Videocolor Spa was one of the leading companies of the Thomson group, until the company shut down in 2005. The factory turned out tens of millions of cathode ray tubes. It was one of the biggest companies in the region, which, in the 1990s, still employed over 2500 workers. Then the plasma screens arrived. “Nearly 100% of the market,” noted Domenico De Santis, the provincial secretary of the CGIL. “In 2004-2005, Thomson chose to abandon the sector throughout the world,” said Giacomo Di Giulio, a CGIL shop steward. The company was “given away, with a dowry of nearly 180 million euros, to Videocon, an Indian group,” he continued. “The money was to be used to relaunch the company.” Several projects were to be developed: the development of a plasma screen prototype to be manufactured later on, the production of air conditioners, and the assembly of television sets using imported parts. In the end, the only project implemented was the assembly of TV sets. “The shareholders decided, at one point, that it was no longer suitable to engage in this sort of production in Europe,” Domenico De Santis emphasized.

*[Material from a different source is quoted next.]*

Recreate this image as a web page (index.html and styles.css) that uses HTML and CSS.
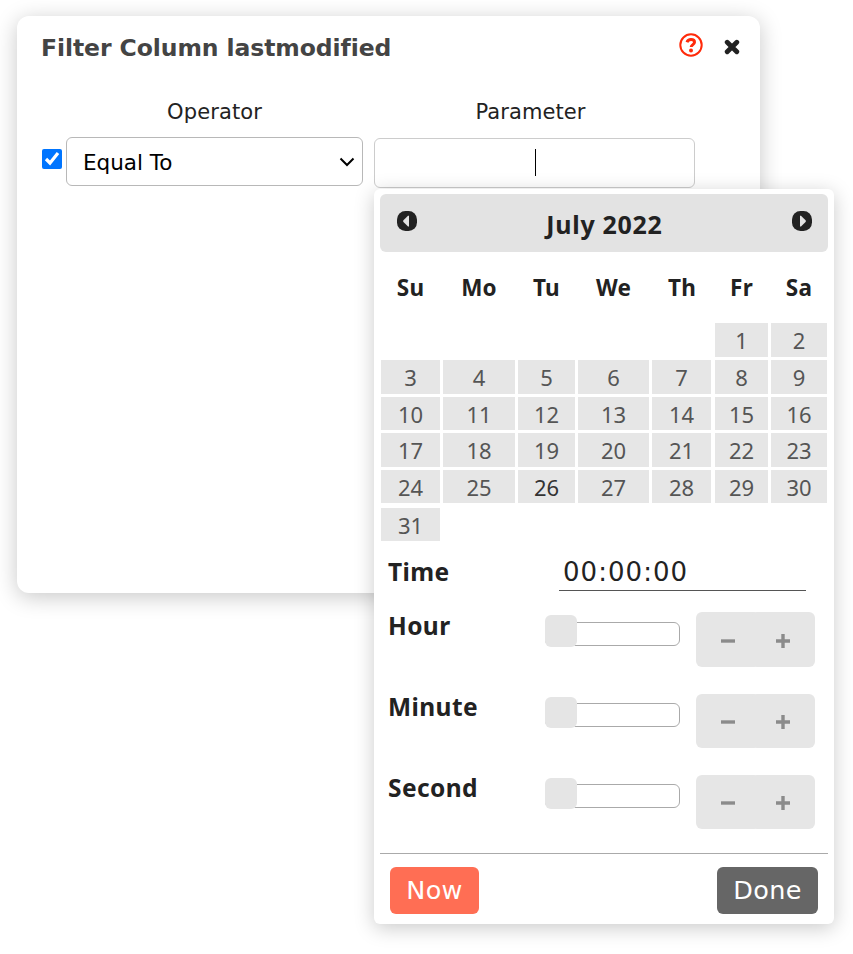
FILE: index.html
```html
<!DOCTYPE html>
<html lang="en">
<head>
  <meta charset="UTF-8" />
  <title>Filter Column lastmodified</title>
  <link rel="stylesheet" href="styles.css">
</head>
<body>

  <div class="dialog">
    <div class="dialog-header">
      <h1>Filter Column lastmodified</h1>
      <svg class="help" viewBox="0 0 24 24">
        <circle cx="12" cy="12" r="10.7" fill="none" stroke="#ff2a0a" stroke-width="2"/>
        <path d="M8 9.200C8.700 7.200 10.300 6.600 12 6.600c2.300 0 3.500 1 3.500 2.700 0 2.300-3.200 2.300-3.300 4.700" fill="none" stroke="#ff2a0a" stroke-width="3"/>
        <circle cx="12" cy="17.500" r="2" fill="#ff2a0a"/>
      </svg>
      <svg class="close" viewBox="0 0 16 16">
        <path d="M3.200 3.200l9.600 9.600M12.800 3.200L3.200 12.800" stroke="#222" stroke-width="4.800" stroke-linecap="round"/>
      </svg>
    </div>

    <div class="filter">
      <span></span>
      <label class="caption">Operator</label>
      <label class="caption">Parameter</label>

      <input type="checkbox" class="check" checked>
      <div class="select">
        <span>Equal To</span>
        <svg viewBox="0 0 16 10"><path d="M1.500 1.500L8 8l6.500-6.500" fill="none" stroke="#000" stroke-width="2"/></svg>
      </div>
      <div class="field"><span class="caret"></span></div>
    </div>
  </div>

  <div class="picker">
    <div class="month">
      <svg viewBox="0 0 20 20"><rect width="20" height="20" rx="8.500" fill="#222"/><path d="M12 4.800v10.700h-1L6.200 10.700V9.500L11 4.800z" fill="#e3e3e3"/></svg>
      <span class="month-name">July 2022</span>
      <svg viewBox="0 0 20 20"><rect width="20" height="20" rx="8.500" fill="#222"/><path d="M8 4.800v10.700h1L13.800 10.700V9.500L9 4.800z" fill="#e3e3e3"/></svg>
    </div>

    <div class="weekdays">
      <b>Su</b><b>Mo</b><b>Tu</b><b>We</b><b>Th</b><b>Fr</b><b>Sa</b>
    </div>

    <div class="days">
      <a class="first">1</a><a>2</a>
      <a>3</a><a>4</a><a>5</a><a>6</a><a>7</a><a>8</a><a>9</a>
      <a>10</a><a>11</a><a>12</a><a>13</a><a>14</a><a>15</a><a>16</a>
      <a>17</a><a>18</a><a>19</a><a>20</a><a>21</a><a>22</a><a>23</a>
      <a>24</a><a>25</a><a class="today">26</a><a>27</a><a>28</a><a>29</a><a>30</a>
      <a class="last">31</a>
    </div>

    <div class="time">
      <b>Time</b>
      <div class="time-value">00:00:00</div>
    </div>

    <div class="unit hour">
      <b>Hour</b>
      <div class="slider"><i></i></div>
      <div class="stepper">
        <span><svg viewBox="0 0 14 14"><path d="M0 7h14" stroke="#8b8b8b" stroke-width="3.400"/></svg></span>
        <span><svg viewBox="0 0 14 14"><path d="M0 7h14M7 0v14" stroke="#8b8b8b" stroke-width="3.400"/></svg></span>
      </div>
    </div>
    <div class="unit">
      <b>Minute</b>
      <div class="slider"><i></i></div>
      <div class="stepper">
        <span><svg viewBox="0 0 14 14"><path d="M0 7h14" stroke="#8b8b8b" stroke-width="3.400"/></svg></span>
        <span><svg viewBox="0 0 14 14"><path d="M0 7h14M7 0v14" stroke="#8b8b8b" stroke-width="3.400"/></svg></span>
      </div>
    </div>
    <div class="unit">
      <b>Second</b>
      <div class="slider"><i></i></div>
      <div class="stepper">
        <span><svg viewBox="0 0 14 14"><path d="M0 7h14" stroke="#8b8b8b" stroke-width="3.400"/></svg></span>
        <span><svg viewBox="0 0 14 14"><path d="M0 7h14M7 0v14" stroke="#8b8b8b" stroke-width="3.400"/></svg></span>
      </div>
    </div>

    <div class="actions">
      <button class="now">Now</button>
      <button class="done">Done</button>
    </div>
  </div>

</body>
</html>
```

FILE: styles.css
```css
* {
  box-sizing: border-box;
}

body {
  margin: 0;
  padding: 16px 0 0 17px;
  height: 954px;
  overflow: hidden;
  background: #fff;
  color: #222;
  font-family: Verdana, "DejaVu Sans", sans-serif;
}

svg {
  display: block;
}

.dialog {
  width: 743px;
  height: 577px;
  padding: 17px 18px 0 25px;
  border-radius: 12px;
  background: #fff;
  box-shadow: 0 4px 22px rgba(0, 0, 0, 0.22);
}

.dialog-header {
  display: flex;
  align-items: flex-start;
  height: 63px;
}

h1 {
  flex: 1;
  margin: 0 0 0 -1px;
  color: #444;
  font-size: 23.5px;
  letter-spacing: -0.08px;
  line-height: 30px;
  white-space: nowrap;
}

.help {
  width: 24px;
  height: 24px;
  margin-right: 20px;
}

.close {
  width: 16px;
  height: 16px;
  margin: 6px 2px 0 1px;
}

.filter {
  display: grid;
  grid-template-columns: 24px 297px 321px;
  grid-template-rows: 41px 51px;
}

.caption {
  font-size: 21px;
  letter-spacing: 0.1px;
  line-height: 32px;
  text-align: center;
}

.filter > :nth-child(3),
.field {
  margin-left: 11px;
  width: 321px;
}

.caption:nth-child(3) {
  padding-right: 8px;
}

.check {
  width: 20px;
  height: 20px;
  margin: 12px 0 0;
}

.select {
  display: flex;
  align-items: center;
  justify-content: space-between;
  height: 49px;
  padding: 0 7px 0 16px;
  border: 1px solid #b8b8b8;
  border-radius: 6px;
  color: #000;
  font-size: 21.5px;
}

.select span {
  padding-top: 2px;
}

.select svg {
  width: 16px;
  height: 10px;
}

.field {
  display: flex;
  align-items: center;
  justify-content: center;
  height: 50px;
  margin-top: 1px;
  padding: 0 0 2px 2px;
  border: 1px solid #ccc;
  border-radius: 6px;
}

.caret {
  width: 1px;
  height: 27px;
  background: #000;
}

/* popup laid over the dialog */
.picker {
  position: absolute;
  left: 374px;
  top: 189px;
  width: 460px;
  height: 735px;
  padding: 5px 6px;
  border-radius: 6px;
  background: #fff;
  box-shadow: 0 4px 20px rgba(0, 0, 0, 0.21);
  font-family: "Segoe UI", "Noto Sans", sans-serif;
}

.month {
  display: flex;
  justify-content: space-between;
  height: 58px;
  padding: 17px 16px 0 17px;
  border-radius: 6px;
  background: #e3e3e3;
  font-size: 25px;
  font-weight: bold;
  letter-spacing: 0.7px;
  line-height: 26px;
}

.month svg {
  width: 20px;
  height: 20px;
}

.weekdays,
.days {
  display: grid;
  grid-template-columns: 59px 72px 57px 71px 60px 53px 56px;
  column-gap: 3px;
  margin: 0 1px;
  text-align: center;
}

.weekdays {
  height: 71px;
  font-size: 22.5px;
  letter-spacing: 0.2px;
  line-height: 72px;
}

.days {
  grid-template-rows: 34px 34px 33px 34px 33px 35px;
  row-gap: 3px;
  color: #555;
  font-size: 22px;
  line-height: 35px;
}

.days a {
  background: #e6e6e6;
}

/* Thursday column */
.days a:nth-child(7n) {
  margin-right: 1px;
}

.first {
  grid-column: 6;
}

.days .today {
  color: #333;
}

.days .last {
  margin-top: 2px;
}

.time {
  display: flex;
  justify-content: space-between;
  height: 50px;
  padding: 0 22px 0 8px;
  font-size: 24.5px;
  letter-spacing: 0.4px;
}

.time b {
  line-height: 62px;
}

.time-value {
  width: 247px;
  padding-left: 4px;
  border-bottom: 1px solid #555;
  font-family: Verdana, "DejaVu Sans", sans-serif;
  font-size: 26px;
  letter-spacing: 1.05px;
  line-height: 62px;
}

.unit {
  display: grid;
  grid-template-columns: 157px 151px 119px;
  height: 81px;
  padding-left: 8px;
  font-size: 24.5px;
  letter-spacing: 0.4px;
}

.unit b {
  line-height: 25px;
}

.unit.hour {
  height: 82px;
  margin-top: 21px;
}

.hour b {
  line-height: 27px;
}

.slider {
  width: 135px;
  height: 24px;
  margin-top: 9px;
  border: 1px solid #aaa;
  border-radius: 6px;
}

.hour .slider {
  margin-top: 10px;
}

.slider i {
  display: block;
  width: 32px;
  height: 31px;
  margin: -7px 0 0 -1px;
  border-radius: 6px;
  background: #e5e5e5;
}

.hour i {
  height: 32px;
  margin-top: -8px;
}

.stepper {
  display: flex;
  height: 54px;
}

.hour .stepper {
  height: 55px;
}

.stepper span {
  display: flex;
  align-items: center;
  justify-content: center;
  width: 64px;
  padding-top: 2px;
  border-radius: 6px;
  background: #e6e6e6;
}

.stepper span + span {
  margin-left: -9px;
}

.hour .stepper span {
  padding-top: 3px;
}

.stepper svg {
  width: 14px;
  height: 14px;
}

.actions {
  display: flex;
  align-items: flex-start;
  justify-content: space-between;
  margin-top: -3px;
  padding: 13px 10px 0;
  border-top: 1px solid #aaa;
}

button {
  height: 47px;
  padding: 0 0 2px;
  border: none;
  border-radius: 6px;
  color: #fff;
  font-family: Verdana, "DejaVu Sans", sans-serif;
  font-size: 25.5px;
  letter-spacing: 0.3px;
}

.now {
  width: 89px;
  background: #ff6e54;
}

.done {
  width: 101px;
  background: #666;
}
```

Rancor towards the authorities.

At the beginning of the year, Videocon turned down government financial aid to convert the factory. In fact, “Thomson was to sell off the premises. And since the operation implied not only costs, but above all damage to their brand image, they decided to have the ‘Indians’ do the job,” Giacomo Di Giulio concluded. “In relation to Thomson, we felt colonized,” Ludovico Chiodo, a worker, confided in more down-to-earth terms. “They used our professional resources, both Italian and ciociares (a region in Frosinone province – editor’s note) for thirty years.”

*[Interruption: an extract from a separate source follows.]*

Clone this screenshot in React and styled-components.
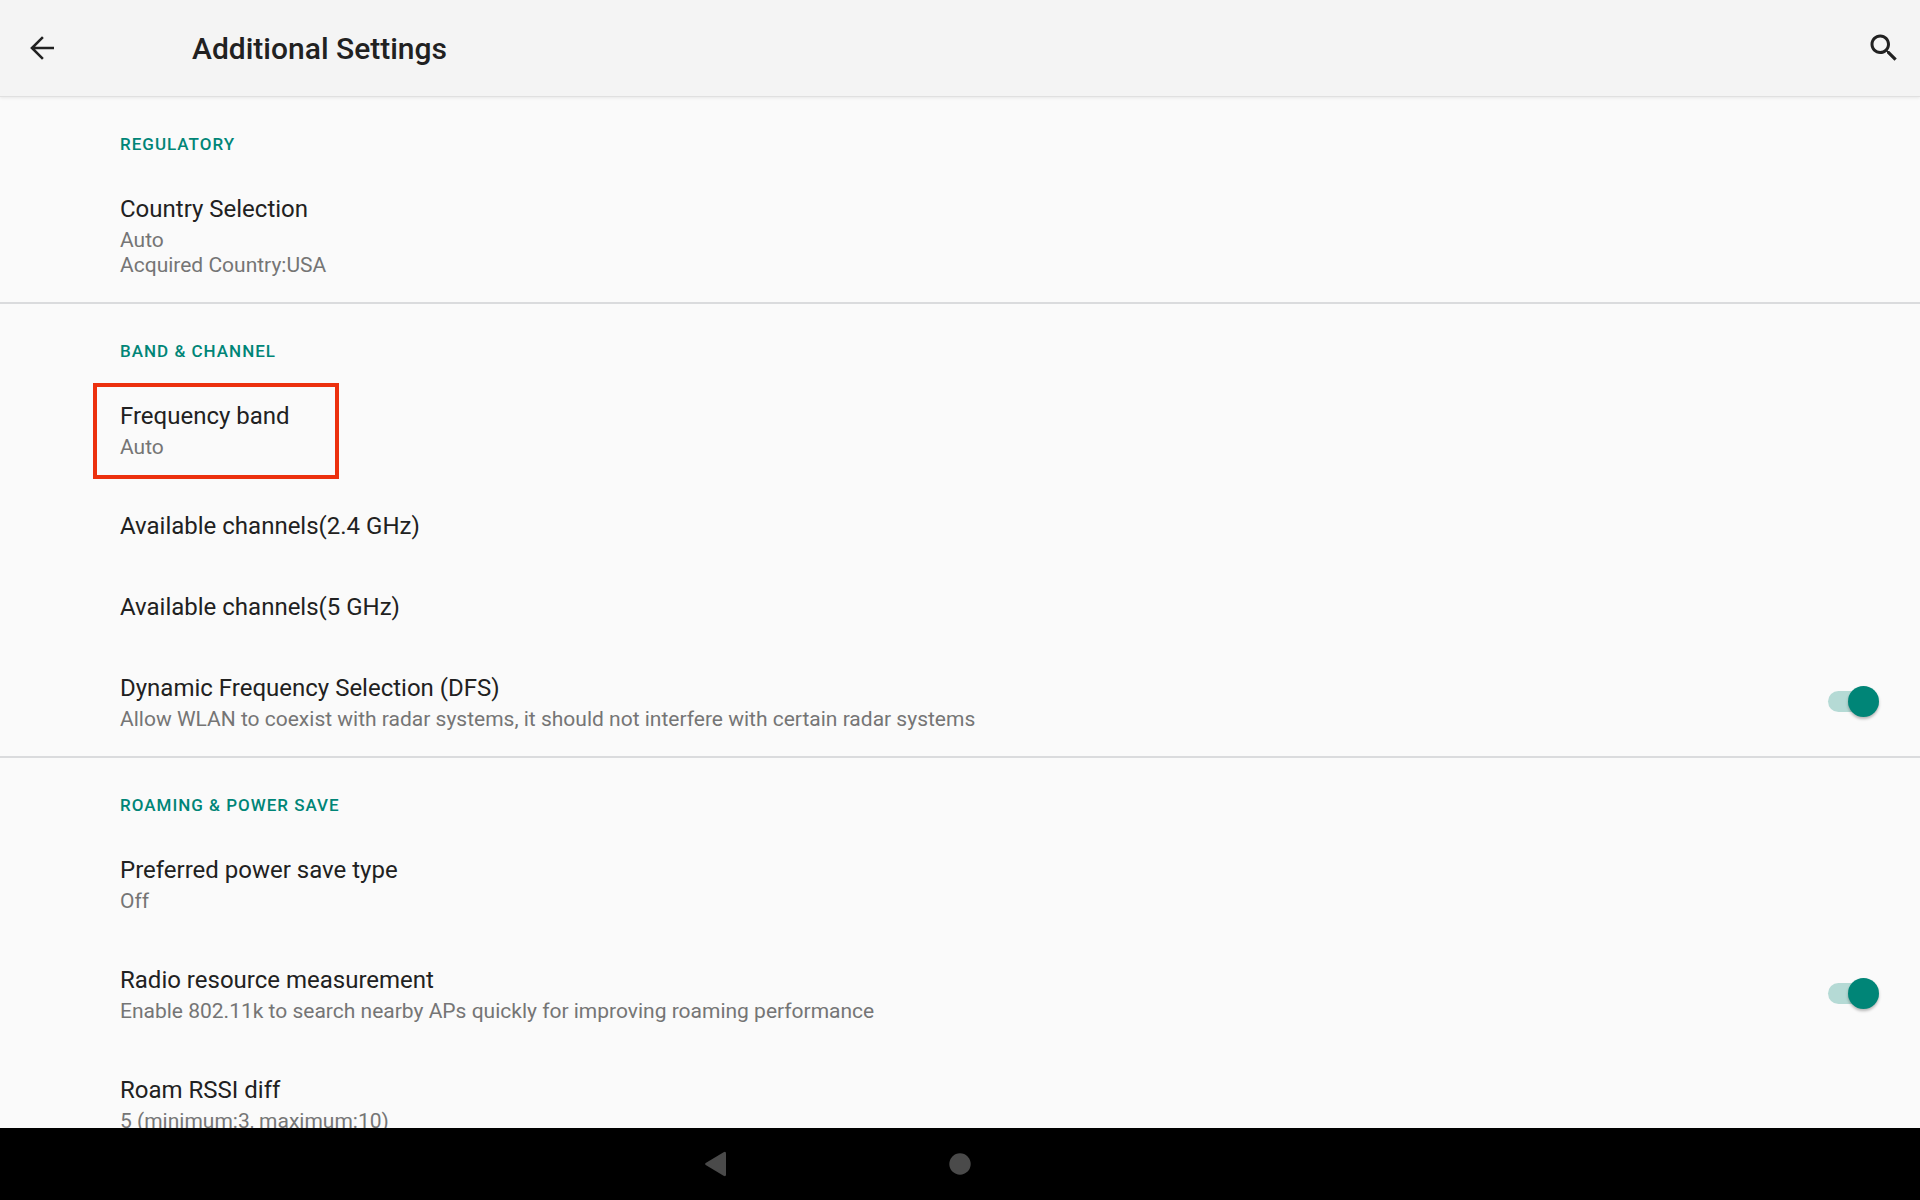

As for the subcontractor jobs, “they’ve been decimated,” said Giacomo Di Giulio indignantly. “The companies that worked for Videocolor have all shut down.” They accounted for 1500 jobs.

The Videocolor workers feel that they have been had. “The organization that was to supervise the implementation of the rescue plan didn’t supervise anything,” Ludovico Chiodo said, and complained about the incentive stock option scheme implemented several times since the year 2000. “We bought the shares for 50 euros and now they’re only worth 89 eurocents.”

There is rancor, not only towards the industrialists, but also towards the authorities. “In Europe, they’re organizing a response to the international crisis, even as concerns industry,” Alessandro Picitelli, the secretary of the Italian Workers Union (UIL) local at Videocolor, said. “What worries us is that this isn’t happening in Italy. For reindustrialization, one of the ways forward would be to reduce energy costs. That is an important factor when you’re making plasma screens.” On average, since the elimination of government subsidies energy has cost 30% more in Frosinone province than in the rest of Europe. “Nothing has been done.” And if nothing is done, “the company will be shown on television. And then we could become useful again, entertaining the masses,” the trade unionist said ironically.

Today the members of the CGIL and of the other trade unions will march in the demonstration. And in the factory, the struggle will continue, with “all six trade union logos united together.”